Era uma curva ascendente. Mas, ao contrário de tantas que temos visto nos noticiários atualmente, era um gráfico mais voltado para medir emoção, para o desenvolvimento de sensibilidades, um exercício de empatia. Só que, no meio, tal qual a pedra de Drummond, tinha – e ainda tem – a pandemia do Covid-19. Assim, a atriz Denise Fraga precisou parar. Ela, eu, nós, nunca esqueceremos disso.
Não foi um adiamento. A linda temporada da peça Eu de Você, no Centro Cultural Banco do Brasil de Belo Horizonte, precisou ser cancelada antes do previsto. Faltavam quatro apresentações para o encerramento do período inicialmente previsto. Tomara que o espetáculo retorne não somente aos palcos, mas também à cidade. É o tipo de peça necessária para tempos de afetos quebrados, escuta prejudicada.
Vida
De maneira muito simples, Eu de Você fala sobre gente, pessoas comuns, histórias cotidianas que fazem parte da vida de todo mundo. Da minha, da sua, da de Denise. “Eu gosto de gente”, resume. Na montagem dirigida por Luiz Villaça, a atriz interpreta histórias enviadas pelo público. Entre uma narrativa e outra, ela nos faz encontrar com trechos de música (a banda fica ao vivo no palco), passagens de livros. É uma costura imperceptível.
A todo momento ela (que assina a dramaturgia com Cassia Conti, André Dib, Denise Fraga, Fernanda Maia, Luiz Villaça e Rafael Gomes) nos lembra o quanto precisamos exercitar o humano. Colocar a humanidade em prática, sabe?
Escuta
“Acho que a nossa revolução precisa começar com um real exercício de disposição para a escuta”, conta a atriz. Denise Fraga foi nossa convidada do quadro Invasão de Camarim.
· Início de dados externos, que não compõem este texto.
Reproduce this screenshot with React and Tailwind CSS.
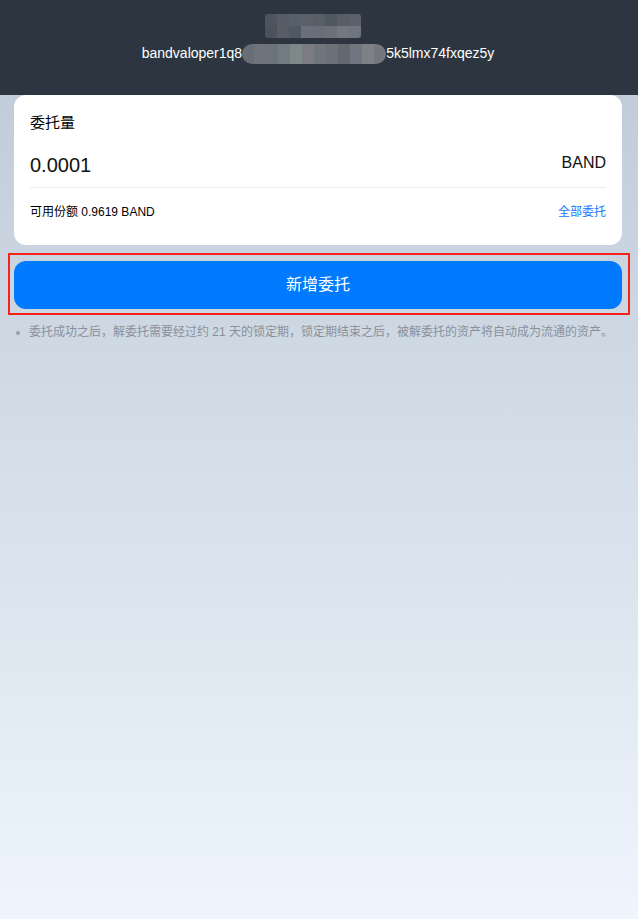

O material foi gravado antes do toque de recolher para a contenção do avanço do vírus.
Em meio ao início do clima de incerteza, a atriz falou sobre a necessidade de desenvolvermos “estratégias de esperança”. O espetáculo é claramente isso. Um antídoto para se pensar sobre as nossas incapacidades afetivas, sociais. Ao longo do processo de criação de Eu de você, Denise conta que era perseguida por uma pergunta: “O que não nos separa?”.
Desabilidades
Todo processo artístico é acompanhado de muito estudo e descobertas. O ensaio Desabilidades, de Roberto Parmiggiani foi um dos livros que mais marcaram a atriz durante a criação de Eu de Você. De acordo com ela, o autor diz que precisamos reaprender a habitar fronteiras. “Eu não preciso concordar com você mas, no mínimo, preciso olhar por cima do muro e saber porque estou discordando”.
Como ela pondera, é preciso muito cuidado para não perdermos nossa capacidade de ampliar o raciocínio. Denise Fraga lembra, então, do grande dramaturgo Bertolt Brecht. “Ele dizia que pensar é um dos maiores prazeres da raça humana”.
O risco, segundo Denise Fraga e a peça Eu de Você alertam, é de perdermos essa capacidade humana, sucumbidos a um mundo de discursos duros e formatado. “A gente tem que conversar”, reforça a atriz.
Em determinado momento do espetáculo, Denise Fraga abre os braços e diz pausadamente: “Eu confio no teatro. Este pacto de foco comum. Essa noite de silêncio compartilhado”. Eu também confio e torço para que o momento que estamos atravessando passe logo. Em resumo, precisamos de reencontros: com o teatro, com o outro, com a vida.